Although Trump's running mate, Mike Pence, said on Tuesday that voter fraud was real in pockets of the country, other Republicans are refuting claims of a rigged election. U.S. Sen. Marco Rubio, a former Trump rival, said that there was no evidence for Trump's statements.
"We have 67 counties in this state, each of which conduct their own elections," he said. "I promise you there is not a 67-county conspiracy to rig this election."
Another Trump rival for the GOP nomination, Ohio Gov. John Kasich, strongly disagreed with Trump's claims.
"To say that elections are rigged and all these votes are stolen, that's like saying we never landed on the moon, frankly, that's how silly it is," Kasich told CBS Wednesday. "No, I just, I don't think that's good for our country, for our democracy, and I don't believe that we have any massive fraud."
Even Trump surrogate New Jersey Gov. Chris Christie pushed back, telling NBC News, "I'm convinced that the election will be a fair one and that the process will be one that will accepted by the American people."
Here's a closer look at some allegations of voter fraud:
Dead Man Voting
Former New York City Mayor Rudy Giuliani, another Trump surrogate, said on CNN over the weekend that, "Dead people generally vote for Democrats rather than Republicans."
In New York in 2002 and 2004, 2,600 dead voters were alleged to have cast ballots, based on a match of voter rolls to death records. No cases of fraud were substantiated, the Brennan Center says. Seven were found to be a result of a database mismatch or an accounting error. Even if all of the 2,593 remaining cases involved fraud, the rate would be 0.02 percent, the Brennan Center said.
In New Jersey, Republican officials compared voter registration lists, Social Security death records and other public information to allege that 4,755 dead people had voted. "No follow-up investigation appears to document any substantiated cases, and no allegedly deceased voter voted in 2005," the Brennan Center says.
And in Michigan, allegations of votes cast by 132 dead people in Detroit were challenged by the state's Republican secretary of state in 2006. The office said that 132 absentee ballots were mailed to voters who died in the weeks before Election Day, Minnite wrote in a 2007 study, "The Politics of Voter Fraud." Ninety-seven were never returned, 27 were returned before the voters' deaths — a correction ignored by activists, Minnite said.
Double Voting
Allegations of double voting in New York can be found from elections in 1996, 1998, 2000, 2002 and possibly others, according to the Brennan Center. In 2004, between 400 and 1,000 voters were alleged to have voted both in New York and Florida, according to matches between New York and Florida voting rolls. The Brennan Center said it as aware of only two cases being substantiated.
However, a 2013 New York City investigation of the city's Board of Election found systemic problems with accountability, transparency and dysfunction, including defects in the voters rolls, improper instructions that voters should "vote down the line" and a persistent failure to address ballot design issues.

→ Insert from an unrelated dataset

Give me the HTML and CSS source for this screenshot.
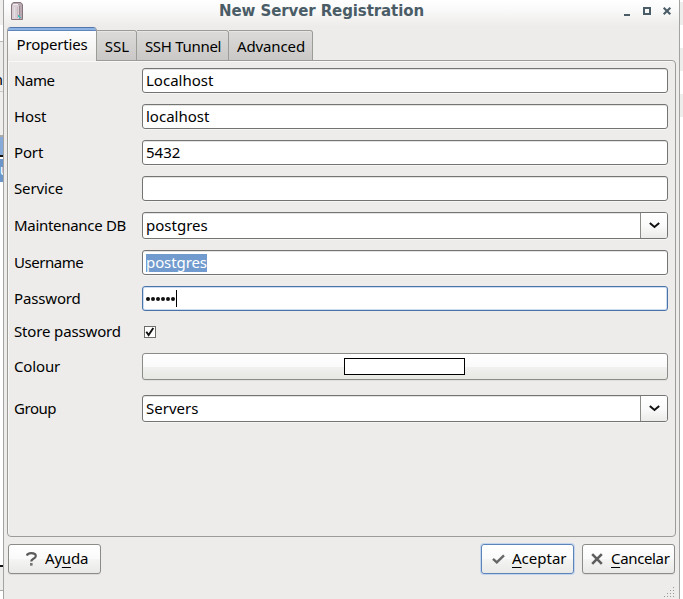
FILE: index.html
```html
<!DOCTYPE html>
<html lang="en">
<head>
<meta charset="utf-8">
<title>New Server Registration</title>
<link rel="stylesheet" href="styles.css">
</head>
<body>
<div class="desktop">
  <div class="behind-left">
    <i class="l1"></i><i class="l2"></i><i class="l3"><span>n</span></i><i class="l4"></i><i class="l5"></i><i class="l6"></i><i class="l7"><span>u</span></i><i class="l8"></i><i class="l9"></i><i class="l10"></i>
  </div>
  <main class="window">
    <header class="titlebar">
      <svg class="app-icon" width="12" height="18" viewBox="0 0 12 18">
        <path d="M0.5 3Q1 .5 3 .5H9Q11 .5 11.5 3V17.5H.5Z" fill="#b8a9b0" stroke="#86757d"/>
        <path d="M1 3.5Q4 1 8 3.5V17H1Z" fill="#d8ced3"/>
        <path d="M3.5 5V16" stroke="#e6dfe3"/>
        <path d="M6.5 5V16" stroke="#c6b8bf"/>
        <path d="M2 2.5H7" stroke="#f2edf0"/>
        <path d="M8.5 4V17" stroke="#9a8791"/>
        <path d="M7 13h1v1h1v1h1v1H8v-1H7z" fill="#3fc1c4"/>
      </svg>
      <h1 class="title">New Server Registration</h1>
      <svg class="controls" width="49" height="10" viewBox="0 0 49 10">
        <path d="M1 9H7" stroke="#4a5c66" stroke-width="2"/>
        <rect x="21" y="2" width="6" height="6" fill="none" stroke="#4a5c66" stroke-width="2"/>
        <path d="M40.7 1.7L47.3 8.3M47.3 1.7L40.7 8.3" stroke="#4a5c66" stroke-width="2.1"/>
      </svg>
    </header>
    <nav class="tabs">
      <span class="tab active"><b class="t-properties">Properties</b></span>
      <span class="tab ssl"><b>SSL</b></span>
      <span class="tab ssh"><b class="t-ssh">SSH Tunnel</b></span>
      <span class="tab adv"><b class="t-adv">Advanced</b></span>
    </nav>
    <section class="panel">
      <label class="tight">Name</label><div class="field"><span>Localhost</span></div>
      <label>Host</label><div class="field"><span>localhost</span></div>
      <label>Port</label><div class="field"><span>5432</span></div>
      <label>Service</label><div class="field"></div>
      <label class="t-maint">Maintenance DB</label>
      <div class="field combo"><span>postgres</span><div class="arrow"><svg width="11" height="7" viewBox="0 0 11 7"><path d="M.8 1L5.5 5L10.2 1" fill="none" stroke="#111" stroke-width="2"/></svg></div></div>
      <label class="tight">Username</label><div class="field"><span class="selected">postgres</span></div>
      <label>Password</label><div class="field focused"><span class="dots"><i></i><i></i><i></i><i></i><i></i><i></i></span><span class="caret"></span></div>
      <label>Store password</label>
      <div class="check"><svg width="12" height="12" viewBox="0 0 12 12"><rect x=".5" y=".5" width="11" height="11" fill="#fff" stroke="#6c6c69"/><path d="M2.3 5.8L4.6 9L9.3 2" fill="none" stroke="#111" stroke-width="1.9"/></svg></div>
      <label>Colour</label><div class="colour"><div class="swatch"></div></div>
      <label class="group tight">Group</label>
      <div class="field combo group"><span>Servers</span><div class="arrow"><svg width="11" height="7" viewBox="0 0 11 7"><path d="M.8 1L5.5 5L10.2 1" fill="none" stroke="#111" stroke-width="2"/></svg></div></div>
    </section>
    <footer class="actions">
      <div class="button help"><svg width="11" height="14" viewBox="0 0 11 14"><path d="M.8 3.6Q1.5 1.2 5.2 1.2Q9.8 1.2 9.8 4Q9.8 5.5 7.4 6.8Q5.2 8 5.2 9.5" fill="none" stroke="#5b5b5b" stroke-width="2.2"/><path d="M4 11h2.6v2.7H4z" fill="#777"/></svg><span>Ay<u>u</u>da</span></div>
      <div class="button default"><svg width="13" height="10" viewBox="0 0 13 10"><path d="M1 4.8L4.8 8.3L12 1.3" fill="none" stroke="#666" stroke-width="2.4"/></svg><span><u>A</u>ceptar</span></div>
      <div class="button cancel"><svg width="12" height="12" viewBox="0 0 12 12"><path d="M1.2 1.2L10.8 10.8M10.8 1.2L1.2 10.8" stroke="#5e5e5e" stroke-width="2.6"/></svg><span><u>C</u>ancelar</span></div>
    </footer>
    <svg class="grip" width="12" height="12" viewBox="0 0 12 12"><path d="M10 1.5h1M7 4.5h1M10 4.5h1M4 7.5h1M7 7.5h1M10 7.5h1M1 10.5h1M4 10.5h1M7 10.5h1M10 10.5h1" stroke="#999"/></svg>
  </main>
  <div class="behind-right"></div>
</div>
</body>
</html>
```
FILE: styles.css
```css
* { box-sizing: border-box; }
body {
  margin: 0;
  overflow: hidden;
  font: 15px/20px "Noto Sans", "Open Sans", sans-serif;
  color: #000;
}
.desktop { display: flex; width: 683px; height: 599px; background: #fff; }

.behind-left { width: 3px; display: flex; flex-direction: column; overflow: hidden; }
.behind-left i { display: flex; flex: none; justify-content: flex-end; font-style: normal; overflow: hidden; }
.l1 { height: 25px; background: #f0efee; }
.l2 { height: 17px; background: #fff; border-bottom: 1px solid #b8b8b8; }
.l3 { height: 50px; background: #ededec; border-bottom: 1px solid #c8c8c8; padding-top: 27px; }
.l4 { height: 45px; background: #f0efee; border-bottom: 2px solid #aaa; }
.l5 { height: 20px; background: #86abd9; border-bottom: 2px solid #111; }
.l6 { height: 2px; background: #fff; }
.l7 { height: 23px; background: #6c95ca; color: #fff; }
.l7 span { margin-right: -6px; }
.l8 { height: 383px; background: #fff; }
.l9 { height: 26px; background: #ededec; border-top: 2px solid #111; border-bottom: 1px solid #aaa; }
.l10 { height: 8px; background: #fff; }
.behind-right {
  width: 3px;
  background: linear-gradient(#fff 2px, #ededec 2px 25px, #fff 25px 48px, #ededec 48px 71px, #fff 71px 94px, #ededec 94px 117px, #fff 117px);
}

.window {
  position: relative;
  width: 677px;
  height: 599px;
  border: solid #a3a3a1;
  border-width: 0 1px;
  background: #edecea;
}
.titlebar {
  display: flex;
  height: 27px;
  padding: 2px 7px 0 8px;
  background: linear-gradient(#fff 0, #fbfbfb 8px, #edecea 26px);
}
.app-icon { flex: none; margin-left: -1px; }
.title {
  flex: 1;
  margin: -1px 0 0;
  padding-right: 3px;
  text-align: center;
  color: #4a5c66;
  font: bold 15px/20px "DejaVu Sans", sans-serif;
  letter-spacing: -0.1px;
  white-space: nowrap;
}
.controls { flex: none; margin-top: 4px; }

.tabs { display: flex; align-items: flex-end; height: 34px; padding-left: 3px; position: relative; }
.tab {
  height: 31px;
  border: 1px solid #9b9b98;
  border-left: 0;
  border-radius: 0 3px 0 0;
  background: linear-gradient(#dcdbd9, #c9c8c6);
  box-shadow: inset 0 1px #e7e6e4;
  padding: 5px 0 0;
  text-align: center;
  white-space: nowrap;
}
.tab b { font-weight: 400; display: inline-block; }
.tab.active {
  width: 90px;
  height: 34px;
  border: solid #9b9b98;
  border-width: 0 1px;
  border-radius: 4px 4px 0 0;
  background: linear-gradient(#4f77ad 1px, #8fb3e2 1px 3px, #6087bb 3px 4px, #fff 4px, #edecea);
  box-shadow: none;
  padding-top: 7px;
}
.t-properties { letter-spacing: -0.2px; }
.ssl { width: 40px; padding-left: 1px; }
.ssh { width: 92px; }
.t-ssh { letter-spacing: -0.3px; padding-left: 1px; }
.adv { width: 84px; }
.t-adv { letter-spacing: -0.1px; padding-left: 1px; }

.panel {
  display: grid;
  grid-template-columns: 128px 526px;
  grid-template-rows: repeat(4, 25px) 27px 25px 25px 20px 27px 31px;
  row-gap: 11px;
  width: 669px;
  height: 477px;
  margin: -1px 0 0 3px;
  padding: 7px 0 0 6px;
  border: 1px solid #9b9b98;
  border-radius: 0 4px 4px 4px;
  box-shadow: inset 1px 1px #f8f8f7;
  align-content: start;
}
.panel label { align-self: center; line-height: 20px; padding-bottom: 2px; white-space: nowrap; letter-spacing: -0.15px; }
.panel .tight { letter-spacing: -0.45px; }
.panel .t-maint { letter-spacing: -0.3px; }
.field {
  display: flex;
  align-items: center;
  padding-left: 3px;
  border: 1px solid #747472;
  border-radius: 3px;
  background: #fff;
  box-shadow: inset 0 1px #e4e4e2, 0 1px #f5f5f4;
  overflow: hidden;
}
.field > span:first-child:not(.dots) { margin-bottom: 2px; }
.field > span.selected:first-child { margin-bottom: 0; background: #719bce; color: #fff; height: 18px; line-height: 16px; letter-spacing: -0.1px; }
.focused { border-color: #4a73aa; box-shadow: inset 0 0 0 1px #ccdcf1; }
.dots { display: flex; gap: 1px; }
.dots i { width: 4px; height: 4px; border-radius: 2px; background: #111; }
.caret { width: 1px; height: 17px; margin-left: 1px; background: #000; }
.arrow {
  width: 27px;
  height: 25px;
  margin-left: auto;
  border-left: 1px solid #8b8b88;
  background: linear-gradient(#fff, #fafafa 50%, #ebebe9);
  display: flex;
  align-items: center;
  justify-content: center;
}
.check { display: flex; align-items: center; padding-left: 2px; }
.colour {
  display: flex;
  align-items: center;
  justify-content: center;
  border: 1px solid #8b8b88;
  border-radius: 3px;
  background: linear-gradient(#fff, #fafafa 50%, #f1f1ef 52%, #e7e7e4);
  box-shadow: 0 1px #e0dfdd;
}
.swatch { width: 121px; height: 17px; border: 1px solid #000; background: #fff; margin-right: 1px; }
.group { margin-top: 4px; }

.actions { display: flex; gap: 8px; padding: 7px 4px 0; }
.button {
  display: flex;
  align-items: center;
  width: 93px;
  height: 30px;
  border: 1px solid #8b8b88;
  border-radius: 3px;
  background: linear-gradient(#fff, #fafafa 50%, #f4f4f3 52%, #e9e9e7);
  box-shadow: 0 1px #dcdbd9;
}
.button svg { flex: none; }
.button span { margin-bottom: 2px; }
.help { margin-right: auto; padding-left: 17px; }
.help span { margin-left: 8px; letter-spacing: -0.2px; }
.default { border-color: #5d84b9; box-shadow: 0 0 0 1px #c3d5ed; padding-left: 10px; }
.default span { margin-left: 7px; }
.cancel { padding-left: 8px; }
.cancel span { margin-left: 8px; letter-spacing: -0.35px; }
.button u { text-underline-offset: 3px; text-decoration-thickness: 1px; text-decoration-skip-ink: none; }
.grip { position: absolute; right: 4px; bottom: 1px; }
```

In New Jersey, 4,397 people were alleged to have voted twice and 6,572 who were registered in New Jersey and five other states: New York, Florida, Pennsylvania, North Carolina and South Carolina. The Brennan Center found that only eight cases were actually documented through signatures on poll books with at least five signatures appeared to match. If all eight cases were proved, the double voting rate would be 0.0002 percent, according to the Brennan Center.

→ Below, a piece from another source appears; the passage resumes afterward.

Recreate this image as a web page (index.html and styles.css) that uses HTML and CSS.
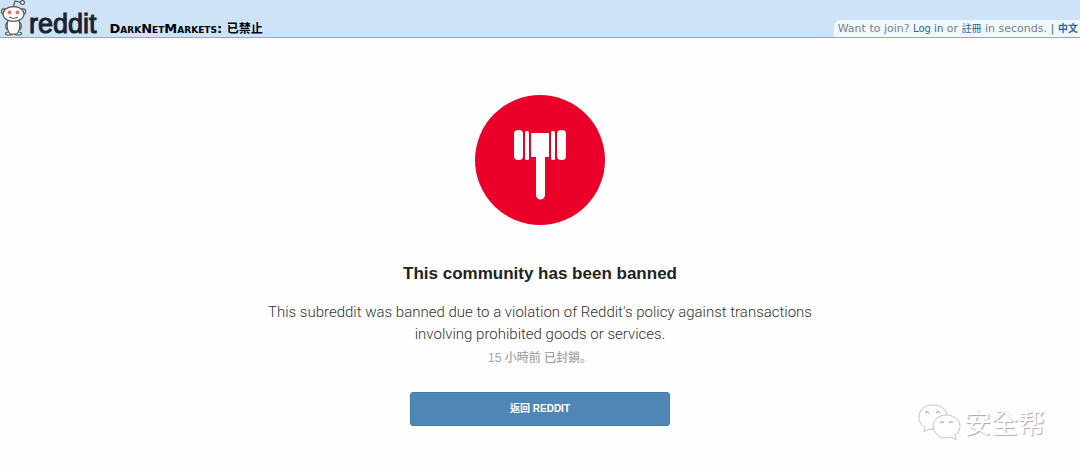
FILE: index.html
```html
<!DOCTYPE html>
<html lang="zh-Hant">
<head>
<meta charset="utf-8">
<meta name="viewport" content="width=device-width, initial-scale=1">
<title>DarkNetMarkets: 已禁止</title>
<link rel="stylesheet" href="styles.css">
</head>
<body>
<header class="header">
  <a class="logo" href="#" aria-label="reddit">
    <svg class="alien" viewBox="0 0 27 37" aria-hidden="true">
      <g fill="#fff" stroke="#555" stroke-width="1.2">
        <path d="M13 8 15 1 21 2.500" fill="none"/>
        <circle cx="22.500" cy="2.500" r="1.900"/>
        <circle cx="4" cy="11.500" r="2.600"/>
        <circle cx="23" cy="11.500" r="2.600"/>
        <path d="M8 22C5 23 5 29 8 30M19 22C22 23 22 29 19 30"/>
        <ellipse cx="9" cy="33.500" rx="3.500" ry="1.500"/>
        <ellipse cx="18" cy="33.500" rx="3.500" ry="1.500"/>
        <path d="M8 20h11c1.500 5 1 10-2 14h-7C7 30 6.500 25 8 20Z"/>
        <ellipse cx="13.500" cy="14" rx="10.500" ry="7.300"/>
      </g>
      <circle cx="9.500" cy="12.300" r="1.900" fill="#e8705a"/>
      <circle cx="17.500" cy="12.300" r="1.900" fill="#e8705a"/>
      <path d="M9 17q4.500 3 9 0" fill="none" stroke="#555"/>
    </svg>
    <span class="wordmark">reddit</span>
  </a>
  <h1 class="pagename">DarkNetMarkets: <span class="status">已禁止</span></h1>
  <div class="userbar">Want to join? <a href="#">Log in</a> or <a href="#">註冊</a> in seconds. <span class="sep">|</span> <a class="lang" href="#">中文</a></div>
</header>
<main class="notice">
  <svg class="gavel" viewBox="0 0 130 130" role="img" aria-label="Banned">
    <circle cx="65" cy="65" r="65" fill="#eb0029"/>
    <g fill="#fff">
      <rect x="39" y="35" width="9" height="30" rx="4"/>
      <rect x="50" y="36" width="4" height="29" rx="1.500"/>
      <path d="M56 38h18v24h-4v38a4.500 4.500 0 0 1-9 0V62h-5z"/>
      <rect x="76" y="36" width="4" height="29" rx="1.500"/>
      <rect x="82" y="35" width="9" height="30" rx="4"/>
    </g>
  </svg>
  <h2 class="title">This community has been banned</h2>
  <p class="reason">This subreddit was banned due to a violation of Reddit's policy against transactions involving prohibited goods or services.</p>
  <p class="time" lang="zh-Hans">15 小時前 已封鎖。</p>
  <a class="back" href="#">返回 REDDIT</a>
</main>
<div class="watermark">
  <svg class="bubbles" viewBox="0 0 44 38" aria-hidden="true">
    <g fill="#fff" stroke="#c4c4c4" stroke-width="1">
      <path d="M16 2C8 2 2 7 2 14c0 5 2 8 6 10l-1 5 5-3c10 2 18-4 18-12S24 2 16 2Z"/>
      <path d="M29 12c-7 0-13 5-13 11s6 12 13 12l5-1 5 3-1-5c3-2 5-5 5-9 0-6-6-11-14-11Z"/>
    </g>
    <path d="M8 10q2-3 4 0M19 10q2-3 4 0M23 20q2-3 4 0M32 20q2-3 4 0" fill="none" stroke="#999"/>
  </svg>
  <span>安全帮</span>
</div>
</body>
</html>
```
FILE: styles.css
```css
body {
  margin: 0;
  background: #fefefe;
  font-family: "Liberation Sans", "Noto Sans CJK TC", sans-serif;
}

a {
  color: #369;
  text-decoration: none;
}

.header {
  display: flex;
  align-items: flex-end;
  height: 37px;
  background: #cee3f8;
  border-bottom: 1px solid #7faed0;
}

.logo {
  display: flex;
  align-items: flex-end;
  gap: 2px;
}

.alien {
  width: 27px;
  height: 37px;
}

.wordmark {
  color: #1c222b;
  font: 27px/26px "Liberation Sans", sans-serif;
  -webkit-text-stroke: 1px #1c222b;
}

.pagename {
  margin: 0 0 0 13px;
  color: #000;
  font: bold 13px/15px "DejaVu Sans", "Noto Sans CJK TC", sans-serif;
  font-variant: small-caps;
}

.status {
  font-size: 12px;
}

.userbar {
  margin-left: auto;
  padding: 0 2px 0 4px;
  background: #eff7ff;
  border-top-left-radius: 7px;
  color: #808080;
  font: 11px/17px "DejaVu Sans", "Noto Sans CJK TC", sans-serif;
}

.userbar a {
  font-size: 10px;
}

.sep,
.lang {
  font-weight: bold;
}

.notice {
  display: flex;
  flex-direction: column;
  align-items: center;
  padding: 57px 16px 32px;
  text-align: center;
}

.gavel {
  width: 130px;
  height: 130px;
}

.title {
  margin: 37px 0 15px;
  color: #222;
  font-size: 17px;
  line-height: 24px;
}

.reason {
  max-width: 560px;
  margin: 0;
  color: #333;
  font: 300 15px/22px Roboto, sans-serif;
}

.time {
  margin: 4px 0 25px;
  color: #a5a4a4;
  font: 500 12px/18px "Liberation Sans", "Noto Sans CJK SC", sans-serif;
}

.back {
  box-sizing: border-box;
  width: 260px;
  max-width: 100%;
  border: 1px solid #467ca8;
  border-radius: 3px;
  background: #4f86b5;
  color: #fff;
  font-size: 10px;
  font-weight: bold;
  line-height: 32px;
}

.watermark {
  position: absolute;
  right: 35px;
  bottom: 28px;
  display: flex;
  align-items: center;
  gap: 3px;
  color: #fff;
  font: 27px/38px "Noto Sans CJK SC", sans-serif;
  text-shadow: 1px 1px 1px #aaa;
}

.bubbles {
  width: 44px;
  height: 38px;
}
```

Other cases were alleged in New Hampshire in 2004 — of voters listed multiple times on city rolls or of people voting from improper addresses. The Brennan Center says that of the 676,227 ballots cast in 2004 general election in New Hampshire, two invalid cases were substantiated and two others were still under investigation. Even of all four were substantiated, the rate would be 0.0006 percent.
Voting by Non-citizens
The Brennan Center says it found no documented cases in which non citizens intentionally registered to vote or voted knowing they were ineligible. In Washington state in 2004, documentation appears to show that two votes were cast by non citizens in King County, the center says. The rate: 0.0002 percent.
Another example: In Hawaii in 2000, 553 apparent non citizens were alleged to have registered. Of those 144 documented that they had become citizens and at least 61 asked to cancel their registration. Others were stopped at the polls.
The students participating in the Carnegie-Knight News21 program found 56 cases of non-citizens voting.
Voter Impersonation
The Carnegie-Knight News21 program, as part of an investigation into the need for photo IDs, found 10 cases of voter impersonations -- in Alabama, California, Colorado, Kansas, New Hampshire and Texas. There were 146 million registered voters in the United States at the time.
"All were isolated and showed no coordinated efforts to change election results," the students wrote in 2012.
Dogs at the polls
The Brennan Center found two cases of ballots submitted in the name of a dog -- one from "Duncan MacDonald" in 2006 and 2007, although it notes that the ballot was labeled VOID and signed with a paw print; and one from "Raku Bowman" in 2003. The second was counted by volunteers in local elections in Venice, California.